I've removed the cylc-run/u-bo228 from archer, and tried to run the suite again from pumatest. It still ives me the same error:
[FAIL] ssh -oBatchMode=yes -n login6.archer.ac.uk env\ ROSE_VERSION=2019.01.0\ CYLC_VERSION=7.8.1\ bash\ -l\ -c\ \'\"$0\"\ \"$@\"\'\ rose\ suite-run\ -vv\ -n\ u-bo228\ —run=run\ —remote=uuid=20aba2ed-07b4-4b29-8f67-b476036e695d,now-str=20191114T164510Z,root-dir=\'$DATADIR\' # return-code=247, stderr=
[FAIL] ————————————————————————————————————————
[FAIL] This is a private computing facility. Access to this service is limited to those
[FAIL] who have been granted access by the operating service provider on behalf of the
[FAIL] contracting authority and use is restricted to the purposes for which access was
[FAIL] granted.

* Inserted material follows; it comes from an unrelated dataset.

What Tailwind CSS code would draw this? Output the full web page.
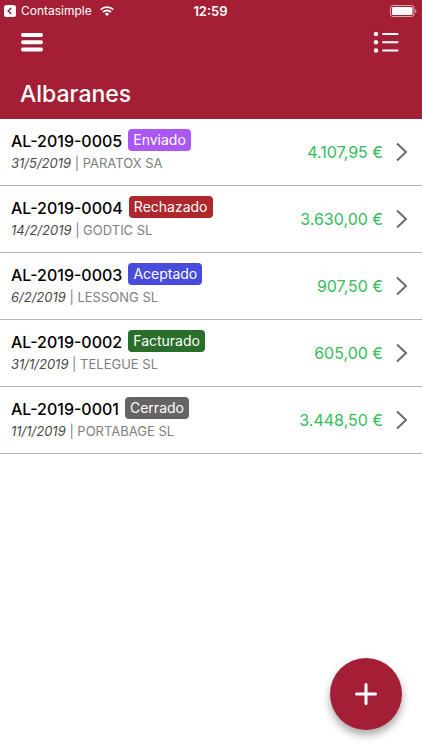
<!DOCTYPE html>
<html lang="es">
<head>
    <meta charset="UTF-8">
    <meta name="viewport" content="width=device-width, initial-scale=1.0">
    <title>Albaranes</title>
    <script src="https://cdn.jsdelivr.net/npm/@tailwindcss/browser@4"></script>
</head>
<body class="bg-white font-['Inter','Liberation_Sans',sans-serif]">
<div class="min-h-screen">
    <!-- Header -->
    <header class="bg-[#a41f35] text-white pb-[9px]">
        <!-- Status bar -->
        <div class="grid grid-cols-3 items-center h-[22px] pl-1 pr-[5px]">
            <div class="flex items-center">
                <a href="#" class="flex items-center gap-[5px] text-[12px] leading-4">
                    <svg class="w-3 h-3" viewBox="0 0 12 12"><rect width="12" height="12" rx="2.5" fill="#fff"/><path d="M7.2 3L4.2 6l3 3" fill="none" stroke="#a41f35" stroke-width="1.5"/></svg>
                    Contasimple
                </a>
                <svg class="w-[14px] h-[10px] ml-2 shrink-0" viewBox="0 0 14 10" fill="none" stroke="#fff" stroke-width="1.8"><path d="M.7 3.7a9 9 0 0 1 12.6 0"/><path d="M3 6.1a5.8 5.8 0 0 1 8 0"/><path d="M7 10L4.9 7.9a3 3 0 0 1 4.2 0z" fill="#fff" stroke="none"/></svg>
            </div>
            <span class="text-center text-[13px] leading-4 font-semibold">12:59</span>
            <svg class="w-[27px] h-[12px] justify-self-end" viewBox="0 0 27 12"><rect x=".5" y=".5" width="23.5" height="11" rx="2.5" fill="none" stroke="#fff" stroke-opacity=".6"/><rect x="2" y="2" width="20.5" height="8" rx="1.2" fill="#fff"/><path d="M25.2 4v4c1.6-.8 1.6-3.2 0-4z" fill="#fff" fill-opacity=".6"/></svg>
        </div>
        <div class="flex justify-between items-center h-10 px-5">
            <button type="button" aria-label="Menú">
                <svg class="w-6 h-5" viewBox="0 0 24 20" stroke="#fff" stroke-width="4" stroke-linecap="round"><path d="M3 3h18M3 10.3h18M3 17.6h18"/></svg>
            </button>
            <button type="button" aria-label="Filtrar" class="mr-[2px]">
                <svg class="w-[27px] h-[22px]" viewBox="0 0 27 22" stroke="#fff" stroke-width="2" stroke-linecap="round"><path d="M10 3h14.5M10 11.3h14.5M10 19.5h14.5"/><g fill="#fff" stroke="none"><circle cx="3" cy="3" r="2.2"/><circle cx="3" cy="11.3" r="2.2"/><circle cx="3" cy="19.5" r="2.2"/></g></svg>
            </button>
        </div>
        <h1 class="px-5 pt-4 text-[23px] leading-8 font-medium">Albaranes</h1>
    </header>

    <!-- Lista de albaranes -->
    <main>
        <ul>
            <li class="border-b border-[#b4b4b4]">
                <a href="#" class="flex justify-between items-center h-[66px] pl-[11px] pr-3">
                    <div class="pb-[2px]">
                        <div class="flex items-start gap-[6px]">
                            <span class="text-[16px] leading-6 font-medium text-black">AL-2019-0005</span>
                            <span class="rounded-[4px] bg-[#ab57f3] px-[5px] text-[14px] leading-[22px] text-white">Enviado</span>
                        </div>
                        <p class="text-[13px] leading-5 text-[#808080]"><i class="text-[#484848]">31/5/2019</i> | PARATOX SA</p>
                    </div>
                    <div class="flex items-center gap-[11px]">
                        <span class="text-[16px] leading-6 text-[#35bd5c]">4.107,95 €</span>
                        <svg class="w-4 h-5" viewBox="0 0 16 20" fill="none" stroke="#6c6c6c" stroke-width="2"><path d="M3 1.5l9 8.5-9 8.5"/></svg>
                    </div>
                </a>
            </li>
            <li class="border-b border-[#b4b4b4]">
                <a href="#" class="flex justify-between items-center h-[66px] pl-[11px] pr-3">
                    <div class="pb-[2px]">
                        <div class="flex items-start gap-[6px]">
                            <span class="text-[16px] leading-6 font-medium text-black">AL-2019-0004</span>
                            <span class="rounded-[4px] bg-[#ae272b] px-[5px] text-[14px] leading-[22px] text-white">Rechazado</span>
                        </div>
                        <p class="text-[13px] leading-5 text-[#808080]"><i class="text-[#484848]">14/2/2019</i> | GODTIC SL</p>
                    </div>
                    <div class="flex items-center gap-[11px]">
                        <span class="text-[16px] leading-6 text-[#35bd5c]">3.630,00 €</span>
                        <svg class="w-4 h-5" viewBox="0 0 16 20" fill="none" stroke="#6c6c6c" stroke-width="2"><path d="M3 1.5l9 8.5-9 8.5"/></svg>
                    </div>
                </a>
            </li>
            <li class="border-b border-[#b4b4b4]">
                <a href="#" class="flex justify-between items-center h-[66px] pl-[11px] pr-3">
                    <div class="pb-[2px]">
                        <div class="flex items-start gap-[6px]">
                            <span class="text-[16px] leading-6 font-medium text-black">AL-2019-0003</span>
                            <span class="rounded-[4px] bg-[#484bdc] px-[5px] text-[14px] leading-[22px] text-white">Aceptado</span>
                        </div>
                        <p class="text-[13px] leading-5 text-[#808080]"><i class="text-[#484848]">6/2/2019</i> | LESSONG SL</p>
                    </div>
                    <div class="flex items-center gap-[11px]">
                        <span class="text-[16px] leading-6 text-[#35bd5c]">907,50 €</span>
                        <svg class="w-4 h-5" viewBox="0 0 16 20" fill="none" stroke="#6c6c6c" stroke-width="2"><path d="M3 1.5l9 8.5-9 8.5"/></svg>
                    </div>
                </a>
            </li>
            <li class="border-b border-[#b4b4b4]">
                <a href="#" class="flex justify-between items-center h-[66px] pl-[11px] pr-3">
                    <div class="pb-[2px]">
                        <div class="flex items-start gap-[6px]">
                            <span class="text-[16px] leading-6 font-medium text-black">AL-2019-0002</span>
                            <span class="rounded-[4px] bg-[#296e2a] px-[5px] text-[14px] leading-[22px] text-white">Facturado</span>
                        </div>
                        <p class="text-[13px] leading-5 text-[#808080]"><i class="text-[#484848]">31/1/2019</i> | TELEGUE SL</p>
                    </div>
                    <div class="flex items-center gap-[11px]">
                        <span class="text-[16px] leading-6 text-[#35bd5c]">605,00 €</span>
                        <svg class="w-4 h-5" viewBox="0 0 16 20" fill="none" stroke="#6c6c6c" stroke-width="2"><path d="M3 1.5l9 8.5-9 8.5"/></svg>
                    </div>
                </a>
            </li>
            <li class="border-b border-[#b4b4b4]">
                <a href="#" class="flex justify-between items-center h-[66px] pl-[11px] pr-3">
                    <div class="pb-[2px]">
                        <div class="flex items-start gap-[6px]">
                            <span class="text-[16px] leading-6 font-medium text-black">AL-2019-0001</span>
                            <span class="rounded-[4px] bg-[#656565] px-[5px] text-[14px] leading-[22px] text-white">Cerrado</span>
                        </div>
                        <p class="text-[13px] leading-5 text-[#808080]"><i class="text-[#484848]">11/1/2019</i> | PORTABAGE SL</p>
                    </div>
                    <div class="flex items-center gap-[11px]">
                        <span class="text-[16px] leading-6 text-[#35bd5c]">3.448,50 €</span>
                        <svg class="w-4 h-5" viewBox="0 0 16 20" fill="none" stroke="#6c6c6c" stroke-width="2"><path d="M3 1.5l9 8.5-9 8.5"/></svg>
                    </div>
                </a>
            </li>
        </ul>
    </main>
</div>

<!-- Nuevo albarán -->
<button type="button" aria-label="Nuevo albarán" class="fixed right-5 bottom-5 w-[72px] h-[72px] rounded-full bg-[#a41f35] flex items-center justify-center shadow-[0_5px_9px_rgba(0,0,0,0.35)]">
    <svg class="w-6 h-6" viewBox="0 0 24 24" stroke="#fff" stroke-width="3" stroke-linecap="round"><path d="M12 2.5v19M2.5 12h19"/></svg>
</button>
</body>
</html>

All access and usage are governed by the terms and conditions of access
[FAIL] agreed to by all registered users and are thus subject to the provisions of the
[FAIL] Computer Misuse Act, 1990 under which unauthorised use is a criminal offence.
[FAIL]
[FAIL] If you are not authorised to use this service you must disconnect immediately.
[FAIL] ————————————————————————————————————————
[FAIL]
[FAIL] [FAIL] 2019-11-14T16:47:21+0000 cylc get-global-config -i [hosts][localhost]run\ directory # return-code=-9
comment:5 Changed 17 months ago by dcase
When you said that you can ssh into ARCHER, was it using exactly the command I said, i.e. without adding your username?
If you type a similar one, like ssh -n login6.archer.ac.uk ls do you get a list of directories from ARCHER?
comment:6 Changed 17 months ago by luciad
Yes, I loged in without using my username or password.
Indeed, if I type this last command, I get the list of my directories on archer
comment:7 Changed 17 months ago by dcase
When you run the suite, could you try rose suite-run --new
There's a small chance that this may clear up a problem
comment:8 Changed 17 months ago by luciad
The suite is running now, after doing rose suite-run —new.
I would like to keep this ticket open a while longer, to see if there is another failed submission later on in the process.
comment:9 Changed 16 months ago by ros
- Resolution set to fixed
- Status changed from new to closed
Closing ticket - 4 weeks have passed since last comment, assuming this is all working now.
The short queue is for jobs with less than 8 nodes and less than 20 minutes, which may affect you. See details: https://www.archer.ac.uk/documentation/user-guide/batch.php#sec-5.14
As for your ssh issues, if you type ssh login2.archer.ac.uk do you log straight into ARCHER without being prompted for a password?